Sticking to the service schedule. Oil changes, brake inspections, tire rotations — following the manufacturer’s intervals turns wear into something predictable instead of something that sneaks up on you.
Fixing problems now, not later. A vibration, a warning light, a slow leak — dealing with it the day it shows up is almost always cheaper, and always safer, than waiting for it to strand someone on the shoulder.
Keeping real records. Maintenance logs matter because patterns matter. A part that keeps failing early is trying to tell you something, but only if someone’s actually writing it down.
When It All Goes Wrong Anyway
Even fleets that do everything right can still end up with a failure.
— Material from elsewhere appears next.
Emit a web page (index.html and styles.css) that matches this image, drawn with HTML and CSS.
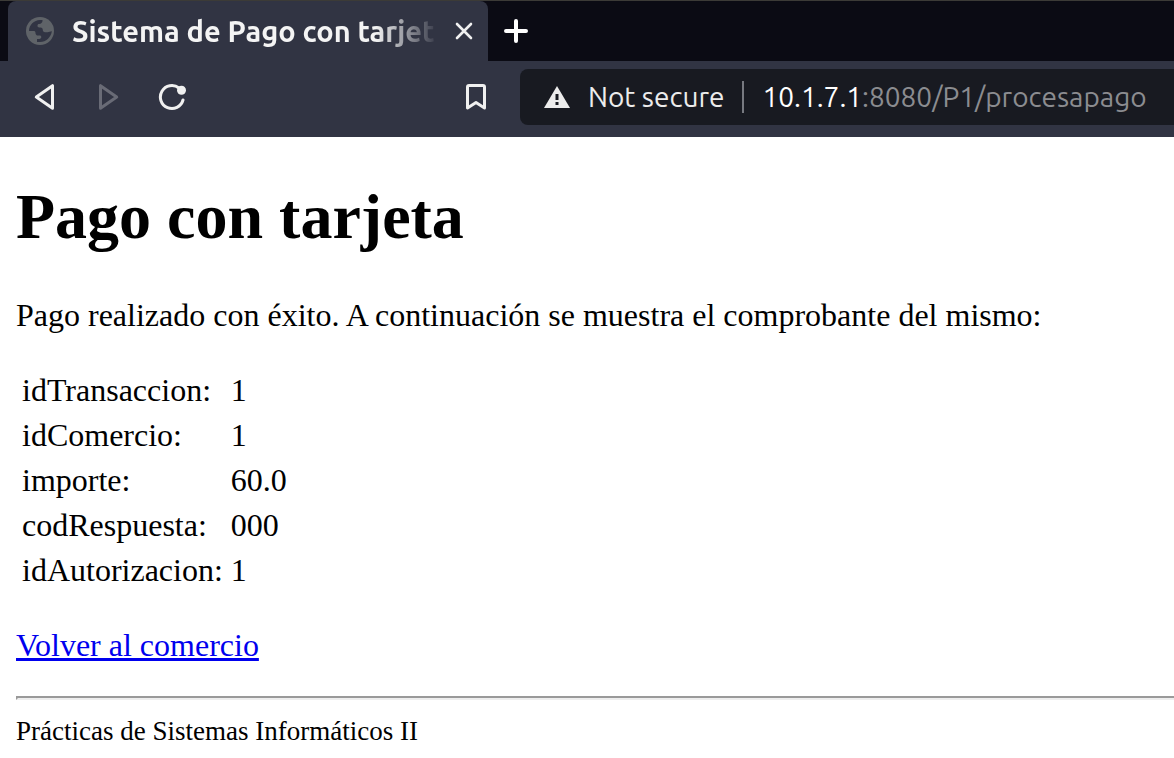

When that failure involves a truck, the results tend to be serious — there’s simply more mass and momentum involved than in an ordinary car accident.
Figuring out what actually caused a crash like this isn’t always obvious from the outside. Was it a maintenance failure? A manufacturing defect? A trucking company that skipped inspections to stay on schedule? Answering that usually means digging into inspection records, maintenance logs, and driver reports that aren’t public information — which is where legal help tends to come in, sorting through paperwork most people wouldn’t know how to request in the first place.
The Bottom Line
Truck maintenance isn’t just about keeping a vehicle running longer. It’s a public safety issue, plain and simple. Worn brakes, bald tires, and a dashboard full of ignored warning lights don’t just risk a breakdown — they risk lives, including the lives of people who have nothing to do with the truck itself.
You don’t have to drive one for a living to have a stake in this. Every commuter sharing a highway with an 18-wheeler is trusting that somebody, somewhere, did the unglamorous work of checking the brakes, rotating the tires, and fixing the small stuff before it became the big stuff.